#### AVAILABLE DATA

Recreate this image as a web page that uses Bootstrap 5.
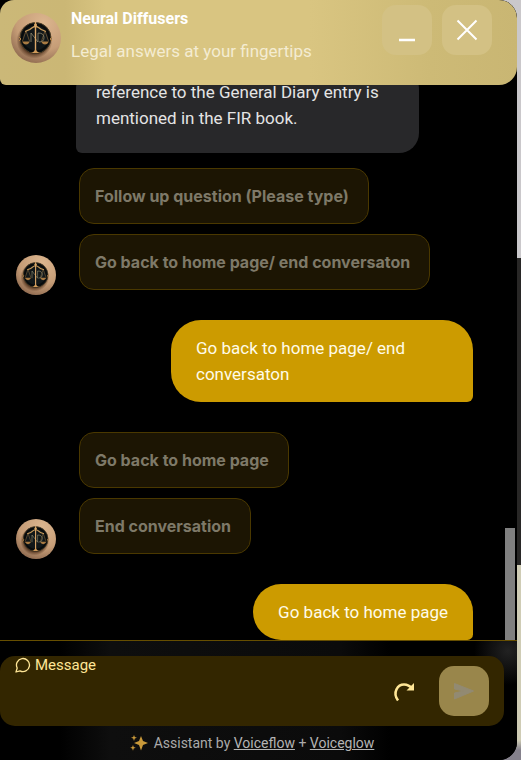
<!DOCTYPE html>
<html lang="en">
<head>
<meta charset="utf-8">
<meta name="viewport" content="width=device-width, initial-scale=1">
<title>Neural Diffusers</title>
<link href="https://cdn.jsdelivr.net/npm/bootstrap@5.3.0/dist/css/bootstrap.min.css" rel="stylesheet">
<style>
  body { font-family: "Roboto", sans-serif; font-size: 17px; line-height: 26px; color: #e4e4e4; background: linear-gradient(#cac8cb 0 258px, #282726 258px 565px, #cfccb5 565px 740px, #85818c 750px); }
  .chat-window { height: 100vh; margin-right: 4px; background: #000; border-radius: 0 18px 18px 0; }
  .chat-header { height: 85px; padding: 5px 25px 0 11px; border-radius: 14px 18px 18px 6px; background: linear-gradient(90deg, #cbb878 0, #cbb775 65px, #d9c581 105px, #d9c581 310px, #cdba76 430px, #c9b673 100%); }
  .logo-lg { width: 50px; height: 50px; margin-top: 8px; }
  .logo-sm { width: 40px; height: 40px; }
  .chat-names { margin-left: 10px; }
  .chat-title { font-size: 16px; line-height: 28px; color: #fff; }
  .chat-tagline { line-height: 36px; color: #f4ecd2; }
  .head-actions { gap: 10px; }
  .head-btn { width: 50px; height: 50px; border-radius: 14px; background: #d3c184; }
  .thread { min-height: 0; }
  .messages { padding-left: 16px; padding-right: 32px; }
  .bot-bubble { margin-left: 60px; padding: 10px 40px 22px 20px; background: #28282a; border-radius: 20px 20px 20px 6px; }
  .user-bubble { max-width: 302px; margin-top: 25px; padding: 15px 25px; color: #fffbe9; background: #cc9b00; border-radius: 30px 30px 6px 30px; }
  .choices { gap: 10px; margin-left: 23px; margin-bottom: 5px; }
  .choice-btn { padding: 15px 19px 15px 15px; font: 700 16px/24px "Inter", sans-serif; color: #7e7968; background: #1c1503; border: 1px solid #4a3800; border-radius: 15px; }
  .first-turn { margin-top: 15px; }
  .next-turn { margin-top: 30px; }
  .scroll-track { width: 12px; padding-right: 2px; }
  .scroll-thumb { height: 112px; background: #808080; }
  .chat-footer { padding: 15px 13px 7px 0; border-top: 1px solid #664e00; background: radial-gradient(circle at 508px 10px, #222 0, #0000 34px), linear-gradient(90deg, #000 60px, #0e0e0e 110px, #0b0b0b 340px, #000 390px); }
  .composer { height: 70px; padding: 0 15px; background: #332600; border-radius: 15px; }
  .composer-label { font-size: 15px; line-height: 18px; color: #ffe696; gap: 4px; }
  .composer textarea { height: 46px; resize: none; color: #ffe696; }
  .restart-btn { width: 30px; height: 30px; margin-right: 20px; }
  .send-btn { width: 50px; height: 50px; border-radius: 15px; background: #99864b; }
  .credits { font-size: 14px; line-height: 20px; margin-top: 7px; color: #aaa; gap: 6px; }
  .credits a { color: #b4b4b4; }
</style>
<script src="https://cdn.jsdelivr.net/npm/bootstrap@5.3.0/dist/js/bootstrap.bundle.min.js"></script>
</head>
<body>
<svg width="0" height="0" class="position-absolute" aria-hidden="true">
  <defs>
    <radialGradient id="skin" cx=".65" cy=".2" r=".9"><stop offset="0" stop-color="#dcb68f"/><stop offset=".6" stop-color="#c69d77"/><stop offset="1" stop-color="#87634a"/></radialGradient>
    <radialGradient id="shade"><stop offset=".75" stop-color="#4b2d19" stop-opacity=".8"/><stop offset="1" stop-color="#4b2d19" stop-opacity="0"/></radialGradient>
    <symbol id="logo" viewBox="0 0 50 50">
      <circle cx="25" cy="25" r="25" fill="url(#skin)"/>
      <circle cx="23.500" cy="27.500" r="18" fill="url(#shade)"/>
      <circle cx="24.500" cy="25" r="15.500" fill="#111719" stroke="#4a3a22"/>
      <circle cx="24.500" cy="25" r="13.500" fill="none" stroke="#080b0c" stroke-width="2"/>
      <g fill="none" stroke="#80623a" stroke-width=".7">
        <path d="M15 18l-3.500 10M15 18l3.500 10M34 18l-3.500 10M34 18l3.500 10"/>
        <path d="M20 29v-9l7 9v-9M27 20q6 0 6 4.500T28 29" stroke="#9d9678"/>
      </g>
      <path d="M11 28.500h8q-1.500 3-4 3t-4-3M30 28.500h8q-1.500 3-4 3t-4-3" fill="#a87a42"/>
      <path d="M14 18.500q5-1.500 7.500-4 3-2 6 0 2.500 2.500 7.500 4" fill="none" stroke="#c99b5c" stroke-width="1.300"/>
      <path d="M24.500 9v29" stroke="#dca869" stroke-width="1.400"/>
      <path d="M20 40q4-1 4.500-5 .5 4 4.500 5z" fill="#d09b5b"/>
      <circle cx="24.500" cy="12" r="1.500" fill="#dba968"/>
      <path d="M8 24l2 2-2 2M41 24l-2 2 2 2" fill="none" stroke="#b78548"/>
    </symbol>
  </defs>
</svg>
<main class="chat-window d-flex flex-column overflow-hidden">
  <header class="chat-header d-flex align-items-start flex-shrink-0">
    <svg class="logo-lg flex-shrink-0" role="img" aria-label="Logo"><use href="#logo"/></svg>
    <div class="chat-names flex-grow-1 text-nowrap">
      <h1 class="chat-title fw-bold m-0">Neural Diffusers</h1>
      <p class="chat-tagline m-0">Legal answers at your fingertips</p>
    </div>
    <div class="head-actions d-flex">
      <button class="head-btn btn border-0 p-0" type="button" aria-label="Minimize"><svg width="50" height="50" viewBox="0 0 50 50"><path d="M17 35h16" stroke="#fff" stroke-width="2.500"/></svg></button>
      <button class="head-btn btn border-0 p-0" type="button" aria-label="Close"><svg width="50" height="50" viewBox="0 0 50 50"><path d="M15.500 15.500l19 19m0-19l-19 19" stroke="#fff" stroke-width="2"/></svg></button>
    </div>
  </header>

  <section class="thread d-flex flex-grow-1 overflow-hidden">
    <div class="messages d-flex flex-column justify-content-end flex-grow-1">
      <p class="bot-bubble align-self-start mb-0 text-nowrap">reference to the General Diary entry is<br>mentioned in the FIR book.</p>
      <div class="first-turn d-flex align-items-end">
        <svg class="logo-sm flex-shrink-0" role="img" aria-label="Logo"><use href="#logo"/></svg>
        <div class="choices d-flex flex-column align-items-start">
          <button class="choice-btn btn" type="button">Follow up question (Please type)</button>
          <button class="choice-btn btn" type="button">Go back to home page/ end conversaton</button>
        </div>
      </div>
      <p class="user-bubble align-self-end mb-0">Go back to home page/ end conversaton</p>
      <div class="next-turn d-flex align-items-end">
        <svg class="logo-sm flex-shrink-0" role="img" aria-label="Logo"><use href="#logo"/></svg>
        <div class="choices d-flex flex-column align-items-start">
          <button class="choice-btn btn" type="button">Go back to home page</button>
          <button class="choice-btn btn" type="button">End conversation</button>
        </div>
      </div>
      <p class="user-bubble align-self-end mb-0">Go back to home page</p>
    </div>
    <div class="scroll-track d-flex align-items-end"><div class="scroll-thumb w-100"></div></div>
  </section>

  <footer class="chat-footer flex-shrink-0">
    <form class="composer d-flex align-items-center">
      <div class="flex-grow-1 align-self-start">
        <label class="composer-label d-flex align-items-center" for="message">
          <svg width="16" height="16" viewBox="0 0 16 16" fill="none" stroke="#ffe696" stroke-width="1.300" stroke-linejoin="round"><path d="M1 15l1.200-4A6.500 6.500 0 1 1 5 13.800z"/></svg>
          Message
        </label>
        <textarea id="message" class="form-control bg-transparent border-0 shadow-none p-0"></textarea>
      </div>
      <button class="restart-btn btn border-0 p-0 d-flex" type="button" aria-label="Restart"><svg width="30" height="30" viewBox="0 0 30 30"><path d="M9 24.500C3 16 9 8.500 15 8.500q5 0 8 4" fill="none" stroke="#ffe696" stroke-width="2.500"/><path d="M25 7v7.500h-7.500z" fill="#ffe696"/></svg></button>
      <button class="send-btn btn border-0 p-0" type="submit" aria-label="Send"><svg width="50" height="50" viewBox="0 0 50 50"><path d="M15.500 17.500L34.500 25l-19 8v-6l9.500-2-9.500-2z" fill="#928a72" stroke="#928a72" stroke-linejoin="round"/></svg></button>
    </form>
    <div class="credits d-flex justify-content-center align-items-center">
      <svg width="18" height="18" viewBox="0 0 18 18" fill="#c9993a"><path d="M11 2l2 5 5 2-5 2-2 5.500L9 11 4 9l5-2zM4 1l.8 2L7 3.800l-2.200.8L4 7l-.8-2.400L1 3.800 3.200 3zM3 11l.7 2 2 .7-2 .8-.7 2.200-.8-2.200-2-.8 2-.7z"/></svg>
      <span>Assistant by <a href="#">Voiceflow</a> + <a href="#">Voiceglow</a></span>
    </div>
  </footer>
</main>
</body>
</html>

########

AIM >>
Scan the material and collect every line that contains "page".

REPLY TO THE TASK >>
Recreate this image as a web page that uses Bootstrap 5.
          <button class="choice-btn btn" type="button">Go back to home page/ end conversaton</button>
      <p class="user-bubble align-self-end mb-0">Go back to home page/ end conversaton</p>
          <button class="choice-btn btn" type="button">Go back to home page</button>
      <p class="user-bubble align-self-end mb-0">Go back to home page</p>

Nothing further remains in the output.